One hundred years before the first computers were built out of wires and transistors, the Victorian polymath Charles Babbage designed a gigantic steam-powered, punchcard-programmed, cogwheel computer, the Analytical Engine. His friend Ada, Countess of Lovelace, daughter of Lord Byron, completed some of the first programs for the machine, and theorised that one day it could be used for the manipulation of any kind of information. Unfortunately Ada died young and Babbage never built his Engine, leaving their story as one of the greatest what-ifs in the history of science.

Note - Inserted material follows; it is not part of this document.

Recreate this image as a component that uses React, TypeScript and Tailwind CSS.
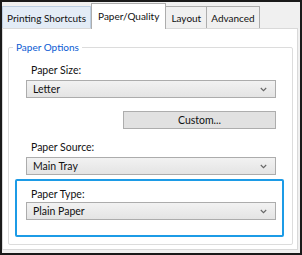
import React from 'react'

const font = { fontFamily: 'Lato, "Open Sans", sans-serif' }

function Chevron() {
  return (
    <svg width="7" height="5" viewBox="0 0 7 5" className="shrink-0">
      <path d="M0.8 1 L3.5 3.7 L6.2 1" fill="none" stroke="#666" strokeWidth="1.1" />
    </svg>
  )
}

function Select({ value }: { value: string }) {
  return (
    <div className="flex h-[18px] items-center justify-between border border-[#acacac] bg-gradient-to-b from-[#f2f2f2] to-[#e4e4e4] pl-[6px] pr-[8px] text-[10.5px] leading-none text-[#111]">
      <span>{value}</span>
      <Chevron />
    </div>
  )
}

function Label({ children }: { children: React.ReactNode }) {
  return <div className="h-[14px] pl-[5px] text-[10.5px] leading-[14px] text-[#111]">{children}</div>
}

export default function App() {
  return (
    <div style={font} className="flex h-[255px] w-[302px] flex-col border-2 border-[#1a1a1a] bg-[#f0f0f0] text-[10.5px] leading-[14px]">
      {/* tabs */}
      <div className="flex h-[26px] items-end text-[10px]">
        <div className="flex h-[22px] items-center border border-b-0 border-[#bccee2] bg-[#e3ecf6] px-[4px] text-[#111]">Printing Shortcuts</div>
        <div className="relative z-10 -mb-px flex h-[26px] items-center border border-b-0 border-[#adadad] bg-white px-[6px] pb-[2px] text-[#111]">Paper/Quality</div>
        <div className="flex h-[22px] items-center border border-b-0 border-l-0 border-[#adadad] bg-[#f0f0f0] px-[5px] text-[#111]">Layout</div>
        <div className="flex h-[22px] items-center border border-b-0 border-l-0 border-[#adadad] bg-[#f0f0f0] px-[4px] text-[#111]">Advanced</div>
      </div>
      {/* panel */}
      <div className="mr-[2px] mb-[3px] flex-1 border border-[#d9d9d9] bg-white pt-[18px] pr-[4px] pb-[4px] pl-[5px]">
        <div className="h-full rounded-[2px] border border-[#dcdcdc] pr-[16px] pl-[17px]">
          <div className="-mt-[8px] -ml-[13px] flex h-[14px]">
            <span className="bg-white px-[3px] text-[10px] text-[#0a5bd3]">Paper Options</span>
          </div>
          <div className="mt-[9px] flex flex-col">
            <Label>Paper Size:</Label>
            <div className="mt-[3px]">
              <Select value="Letter" />
            </div>
            <div className="mt-[13px] flex justify-end">
              <button className="h-[18px] w-[153px] border border-[#adadad] bg-[#e1e1e1] text-[10.5px] leading-none text-[#111]">Custom...</button>
            </div>
            <div className="mt-[11px]">
              <Label>Paper Source:</Label>
            </div>
            <div className="mt-[3px]">
              <Select value="Main Tray" />
            </div>
            <div className="mt-[4px] -mr-[8px] -ml-[11px] rounded-[2px] border-2 border-[#1c9be6] pt-[6px] pr-[6px] pb-[15px] pl-[9px]">
              <Label>Paper Type:</Label>
              <div className="mt-[1px]">
                <Select value="Plain Paper" />
              </div>
            </div>
          </div>
        </div>
      </div>
    </div>
  )
}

Sydney Padua’s cult webcomic "The Thrilling Adventures of Lovelace and Babbage", now a bestselling graphic novel, combines extensive research with alternate-universe comic-book escapes, where the mechanical computer is finally completed and used to build runaway economic models, defeat spelling errors, and of course, fight crime. In this talk she will tell the story of these two fascinating and brilliant eccentrics, and walk through her 3-d animations of how the Analytical Engine would have looked and operated, some of the first visualisations ever created of that extraordinary machine.
- An outline of the history, mechanics, and programming of the 19th century Analytical Engine
- Anyone interested in the pre-history of computing, mechanical computing, or looking for a light-hearted fun talk.
Sydney Padua is a cartoonist and visual effects artist whose animation appears in The Iron Giant, Clash of the Titans, and the upcoming Jungle Book. Her webcomic "The Thrilling Adventures of Lovelace and Babbage" has been featured in Wired and The Economist and she has spoken at Microsoft, Google, the BBC, and the Computer History Museum.